Udara segar yang dulu jadi ciri khas Kalimantan Timur sekarang makin langka, ya. Di tengah gencarnya pembangunan dan janji transisi energi, anak muda Kalimantan Timur harus hadapi kenyataan, napas makin berat, langit makin kelabu, dan penyebabnya bukan cuman macet atau kebakaran hutan, tapi juga si “diam-diam mematikan”—PLTU batu bara.
Buat Gen Z, yang lahir dan tumbuh di era krisis iklim, keberadaan PLTU bukan cuman soal listrik nyala atau mati. Ini soal kualitas hidup, kesehatan, dan hak buat hidup di lingkungan yang layak. Dan yang bikin gregetnya lagi, masih banyak orang yang anggap polusi udara tuh cuman “angit lewat”.
PLTU: Ancaman yang Nggak Kelihatan Tapi Nempel
Polusi dari PLTU itu ngeselin, karena “dia” gak keliatan kayak kabut tebal, tapi efeknya nempel lama di paru-paru kita. Emisi kayak PM2.5, sulfur dioksida (SO₂), dan nitrogen oksida (NOₓ) bisa masuk ke dalam sistem pernapasan dan bikin penyakit kronis, bahkan kematian.
Menurut Greenpeace (2023), PLTU batu bara di Indonesia berkontribusi terhadap ribuan kasus kematian tiap tahun. Bahkan teknologi terbaru kayak Ultra Super Critical pun gak ngasih banyak dampak yang berarti. Antara News Bengkulu (2023) bilang, teknologi ini tetep aja menghasilkan emisi gas berbahaya, cuman dibungkus dengan cara yang mahal.
Coba bubuhan lihat PLTU Teluk Balikpapan, yang katanya “aman”. Padahal kenyataannya, data emsisnya dicek di area terbatas dan gak ngasih gambaran utuh soal dampak ke warga sekitar. Bayangin deh, tiap hari tinggal di deket sumber polusi, tapi gak tahu apa-apa soal kualitas udara yang dihirup. Kayak lagi main petak umpet, tapi mainnya sama penyakit.
Udara Katanya “Baik” Tapi Kok Paru-Paru Tetep Sesek?
Menurut IQAir (2025), AQI atau Indeksi Kualitas Udara di Samarinda ada di angka 49 alias “baik”. Tapi jangan lega dulu, gengs. WHO bilang, ambang batas aman PM2.5 itu maksimal 10 µg/m³ per tahun. Dan Samarinda udah 8,9 µg/m³ nyaris sentuh batas, dan tren tahunan terus naik.

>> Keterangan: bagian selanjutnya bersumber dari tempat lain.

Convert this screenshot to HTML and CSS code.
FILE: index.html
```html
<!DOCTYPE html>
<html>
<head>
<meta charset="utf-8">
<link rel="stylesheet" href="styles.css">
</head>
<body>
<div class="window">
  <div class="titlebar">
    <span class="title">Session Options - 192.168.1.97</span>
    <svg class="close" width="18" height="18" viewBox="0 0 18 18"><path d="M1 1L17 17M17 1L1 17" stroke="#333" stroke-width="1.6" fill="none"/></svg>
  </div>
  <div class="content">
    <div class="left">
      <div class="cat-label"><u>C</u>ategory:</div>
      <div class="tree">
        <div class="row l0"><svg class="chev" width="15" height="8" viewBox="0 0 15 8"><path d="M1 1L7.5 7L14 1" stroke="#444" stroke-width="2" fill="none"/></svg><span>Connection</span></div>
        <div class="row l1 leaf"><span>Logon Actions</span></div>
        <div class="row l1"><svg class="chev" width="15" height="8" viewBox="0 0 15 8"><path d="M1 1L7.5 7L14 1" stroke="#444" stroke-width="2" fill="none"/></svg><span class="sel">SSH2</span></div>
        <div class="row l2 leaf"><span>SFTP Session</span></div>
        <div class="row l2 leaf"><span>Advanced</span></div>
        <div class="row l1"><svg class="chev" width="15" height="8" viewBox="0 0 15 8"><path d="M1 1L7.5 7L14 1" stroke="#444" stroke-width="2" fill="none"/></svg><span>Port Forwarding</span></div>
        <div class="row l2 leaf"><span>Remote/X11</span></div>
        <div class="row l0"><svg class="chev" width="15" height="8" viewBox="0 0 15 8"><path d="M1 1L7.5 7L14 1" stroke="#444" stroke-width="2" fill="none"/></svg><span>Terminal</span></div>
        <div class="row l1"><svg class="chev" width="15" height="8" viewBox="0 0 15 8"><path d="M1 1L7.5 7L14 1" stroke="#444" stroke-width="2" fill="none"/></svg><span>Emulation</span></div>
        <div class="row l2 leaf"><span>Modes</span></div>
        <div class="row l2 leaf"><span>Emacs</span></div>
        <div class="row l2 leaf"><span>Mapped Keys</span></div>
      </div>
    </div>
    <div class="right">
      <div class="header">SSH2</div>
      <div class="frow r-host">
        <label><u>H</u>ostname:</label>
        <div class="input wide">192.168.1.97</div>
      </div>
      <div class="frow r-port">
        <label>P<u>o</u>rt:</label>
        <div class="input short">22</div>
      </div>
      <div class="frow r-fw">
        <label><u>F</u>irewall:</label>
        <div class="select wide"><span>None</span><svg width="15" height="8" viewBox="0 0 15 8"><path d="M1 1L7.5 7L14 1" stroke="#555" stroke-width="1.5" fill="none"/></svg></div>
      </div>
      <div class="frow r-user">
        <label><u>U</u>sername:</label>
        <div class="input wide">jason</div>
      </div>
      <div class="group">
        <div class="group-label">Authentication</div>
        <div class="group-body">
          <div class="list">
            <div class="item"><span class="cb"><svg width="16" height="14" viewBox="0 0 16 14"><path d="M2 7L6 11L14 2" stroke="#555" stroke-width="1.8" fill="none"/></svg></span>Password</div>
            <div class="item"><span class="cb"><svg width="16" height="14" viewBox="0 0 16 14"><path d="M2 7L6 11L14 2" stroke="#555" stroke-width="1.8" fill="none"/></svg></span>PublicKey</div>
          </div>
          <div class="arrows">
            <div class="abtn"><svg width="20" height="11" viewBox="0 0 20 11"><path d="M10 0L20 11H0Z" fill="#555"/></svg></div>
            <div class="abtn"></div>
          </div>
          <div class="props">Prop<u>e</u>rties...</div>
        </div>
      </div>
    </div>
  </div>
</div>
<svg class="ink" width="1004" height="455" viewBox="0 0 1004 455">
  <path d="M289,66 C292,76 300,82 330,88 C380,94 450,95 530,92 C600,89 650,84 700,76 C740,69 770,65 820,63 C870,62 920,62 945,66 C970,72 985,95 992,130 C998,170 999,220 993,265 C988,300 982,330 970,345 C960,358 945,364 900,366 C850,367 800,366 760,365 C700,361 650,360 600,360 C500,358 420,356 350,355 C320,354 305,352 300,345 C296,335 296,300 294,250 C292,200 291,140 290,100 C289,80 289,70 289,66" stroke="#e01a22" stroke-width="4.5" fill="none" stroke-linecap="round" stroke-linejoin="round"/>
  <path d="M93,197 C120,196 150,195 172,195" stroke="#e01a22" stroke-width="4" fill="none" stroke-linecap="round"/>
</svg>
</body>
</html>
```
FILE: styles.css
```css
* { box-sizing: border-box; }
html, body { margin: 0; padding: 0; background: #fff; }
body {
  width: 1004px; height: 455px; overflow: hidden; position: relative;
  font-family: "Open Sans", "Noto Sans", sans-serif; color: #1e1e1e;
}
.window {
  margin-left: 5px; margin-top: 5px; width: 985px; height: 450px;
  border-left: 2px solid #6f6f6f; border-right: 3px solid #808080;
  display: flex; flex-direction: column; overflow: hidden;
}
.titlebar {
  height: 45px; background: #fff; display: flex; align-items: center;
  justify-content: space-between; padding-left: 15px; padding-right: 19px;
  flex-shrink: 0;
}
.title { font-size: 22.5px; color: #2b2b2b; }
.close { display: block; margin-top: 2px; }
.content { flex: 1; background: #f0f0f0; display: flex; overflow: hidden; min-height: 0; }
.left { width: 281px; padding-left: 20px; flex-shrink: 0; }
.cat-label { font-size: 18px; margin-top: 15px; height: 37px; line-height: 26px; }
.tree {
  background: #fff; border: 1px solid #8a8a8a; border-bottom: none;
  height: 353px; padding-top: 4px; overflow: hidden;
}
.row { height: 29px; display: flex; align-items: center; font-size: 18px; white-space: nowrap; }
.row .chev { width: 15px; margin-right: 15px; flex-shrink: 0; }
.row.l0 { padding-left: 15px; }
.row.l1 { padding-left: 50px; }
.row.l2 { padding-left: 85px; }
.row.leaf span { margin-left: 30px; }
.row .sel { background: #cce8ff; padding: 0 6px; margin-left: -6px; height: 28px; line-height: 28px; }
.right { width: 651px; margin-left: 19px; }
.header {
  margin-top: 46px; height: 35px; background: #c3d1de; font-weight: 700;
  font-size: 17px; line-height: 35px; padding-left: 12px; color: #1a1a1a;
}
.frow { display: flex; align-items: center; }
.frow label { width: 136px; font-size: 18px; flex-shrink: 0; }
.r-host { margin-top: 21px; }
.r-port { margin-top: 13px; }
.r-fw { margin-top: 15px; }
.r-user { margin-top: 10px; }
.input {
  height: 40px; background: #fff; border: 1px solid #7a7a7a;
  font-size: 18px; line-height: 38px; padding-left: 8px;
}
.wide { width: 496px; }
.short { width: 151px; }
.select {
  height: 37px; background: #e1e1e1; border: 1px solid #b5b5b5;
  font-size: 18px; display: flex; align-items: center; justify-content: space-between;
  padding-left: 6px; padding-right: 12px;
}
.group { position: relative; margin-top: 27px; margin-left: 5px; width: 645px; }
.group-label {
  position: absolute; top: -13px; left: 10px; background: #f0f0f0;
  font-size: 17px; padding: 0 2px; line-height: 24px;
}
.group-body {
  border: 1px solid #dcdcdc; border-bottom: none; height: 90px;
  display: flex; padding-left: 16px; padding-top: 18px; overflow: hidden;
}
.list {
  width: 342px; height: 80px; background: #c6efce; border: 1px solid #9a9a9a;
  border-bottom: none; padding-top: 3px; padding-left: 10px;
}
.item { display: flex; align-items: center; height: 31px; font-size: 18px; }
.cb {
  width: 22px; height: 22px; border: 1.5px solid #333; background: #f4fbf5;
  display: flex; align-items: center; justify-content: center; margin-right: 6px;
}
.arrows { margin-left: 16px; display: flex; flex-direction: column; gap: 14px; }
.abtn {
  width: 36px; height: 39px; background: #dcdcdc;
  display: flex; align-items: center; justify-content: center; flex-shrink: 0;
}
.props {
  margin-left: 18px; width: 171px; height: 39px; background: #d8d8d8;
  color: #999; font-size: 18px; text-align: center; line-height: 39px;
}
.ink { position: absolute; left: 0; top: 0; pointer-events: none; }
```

Masalahnya, itu baru parameter. Belum ngitung SO₂, NOₓ, dan logam berta lainnya yang juga keluar dari cerobong asap PLTU. Udara bisa “baik” di kertas, tapi kenyataan di lapangannya? Banyak yang ngeluh napas berat, bahkan anak-anak mulai kena ISPA.
Yang lebih miris, daerah kaya Berau, Kutai Timur, dan Paser yang punya PLTU kebanyakan dari mereka belum punya alat pantau ISPU yang aktif. Jadi masyarakat gak tahu seberapa parah kualitas udara mereka. Hidup udah kayak main lotre, dan hadiahnya dapet asma.
Gen z Gak Cuman Nge-Post, Tapi Bergerak
Di tengah kesesakan udara dan diamnya data, Gen Z Kalimantan Timut mulai move. Mereka sadar, kalo nunggu orang dewasa duluan yang gerak, ya pasti bakal kelamaan. Akhirnya, dari layar HP sampe aksi nyata, suara mereka makin keras.
Komunitas kayak Kaltim Youth Climate Movement, Jeda Iklim Samarinda, dan beberapa organisasi kampus udah banyak yang gerak, di antaranya:
• Edukasi soal dampak PLTU lewat TikTok dan Reals, biar lebih nyampe kea nak muda.
• Bikin open mic lingkungan, tempat curhat dan diskusi soal polusi dan perubahan iklim.